I've been writing half sentences about these— There's much satisfaction in the planting of seeds.

I'm playing at BOOGIE FESTIVAL in March. Deets here. Justin Townes Earle, The Dacios, Eagle and the Worm etc etc I was so looking forward to going to the festival, and now I get to play there too. I feel so lucky about that and the crunchy clean sheets I get to sleep in tonight.

Thursday 10 September 2009

Cloudy But Fine



It's hard to describe someone you know so well.

You know how sometimes you don't want to listen to the next song in case it changes how you feel about the one you just listened to?

Or you don't want to put the song you just listened to into words? Nor that book you were asked to review in class when you drew a blank because it wasn't something you wanted to share. Not with words in any case.

Or you don't want to chew gum after you've just eaten because it'll change the taste in your mouth? Though sometimes when you do you don't mind it so much. You didn't last time.

I am expressing a kind of 'not wanting anything to be less clear than it feels right now' emotion. Clearly.

Monday 18 May 2009

The Birthday Boy



I wanted to give you this postcard because you gave it to me.

To my darling Jay Bird.

There are so many wonderful things about you.

You are marvelous, you are a marvel. You are tremendous, you make me tremble.

With all the things I love about you I could fill cards and books and bookshelves. I could write the words I love you, or I could read the words, you are loved.

You give so much to so many, to me, allthetime.

You are a gift I treasure, Happy Birthday boyfriend mine.

Thursday 19 March 2009

Before the Show


Ooh footy season! jeez, I could weep.

Not really.

I just miss cricket is all.

Gets to be like that with the passing of seasons into other cooler seasons.
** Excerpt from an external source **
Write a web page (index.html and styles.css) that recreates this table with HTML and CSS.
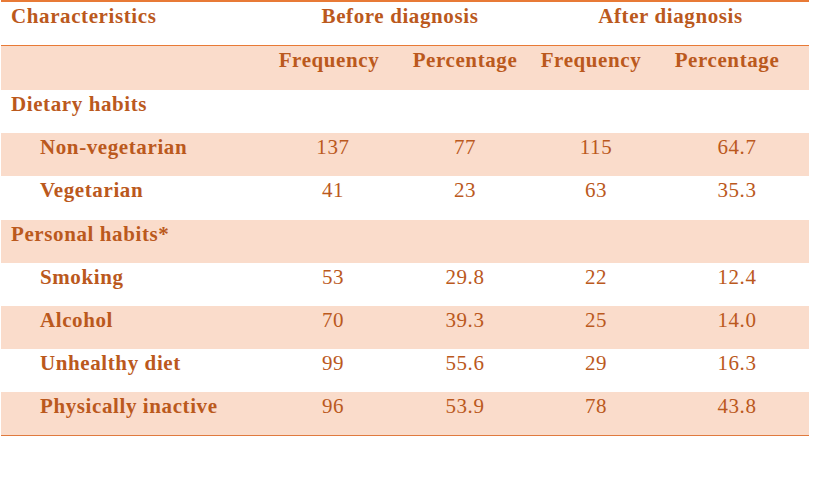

In temperature I mean.

Ok, you are fast experiencing what happens to my pre-gig brain.

It’s not pretty.

I’ll not subject you to it further.

I’ll be back in finer form on the morrow.

It’s my birthday too so that’s something (else) to celebrate.

Uh oh.

Stop me.

* Sighs *

I’ve gone too far this time.

Tonight might be messy.

Are you still there?

(Say “no”)

Yesterday there was an earthquake and I thought it was the wind.

Not THAT kind of wind.

But I was surprised to hear how many people were scared.

I wasn’t.

I’m not just saying that to sound brave.

I tell people I’m not scared of rats to sound brave.

Truth is I’m scared of moths. They freak the freaken shit out of me.

I don’t even care if they predict rain or earthquakes or tsunamis (do they by the way?)

Oh jeez, I’m sorry.

Hit “delete” now.

Did you?

Monday 22 December 2008

A Very Cool Christmas

Melbourne is defrosting and par-boiling in 34 degree heat today.

I just met Jack and Jaime in the stairwell at work. They were red-faced and puffed when I found them somewhere between the third and fourth floors. I asked them if they had been running up and down the stairs and they said:

"Na. Wanna see what we've been doing? Come with us!!"

And so I ran down to the bottom of the stairs with Jack while Jaime ran to the top.

Jack said, "OK, back here, this is the safe spot."

And then in his 11 year old squeal he yelled up to Jaime "OK, we're ready!!"

And then Jaime pelted a plastic penguin down the 7 flights of stairs to near where we stood.

Jack proudly collected the penguin from the cool concrete and handed it to me like a cat presenting a dead pigeon to its owner and said, "See, hardly a scratch!"

I picked the plastic palm sized penguin (I assume is a character from Madagascar 2), from his hand and laughed with glee at the penguin missing an eye and it's beak but with bulbous body still intact!

Monday 17 November 2008

Terribly Well


Jono and I spent the last few (too few) days with my dad in Tasmania.

On the flight home, J and I gazed at the sun setting and then disappearing on the horizon. Each shade of red, orange, yellow, and blue too brilliant to be afforded these simple ill-fitting labels.

I said to him that I thought instead of 'awesome' the word should be 'aweloads' because we couldn't have been more overwhelmed and fixated on the view from our 11th row seats.

Today there is another correction I'd like to make.

I am almost finished my Monday work-load. My first day back at my desk missing Tassie and my dad terribly workload.

And see that's just it.

If we could sit down and have a cuppa (ideally the plunger sort my dad makes to perfection), I'm sure that after even only a brief while you'd agree that I am missing Tassie, and Petey Boy, and Onemilebridge, and of course my dad, brilliantly.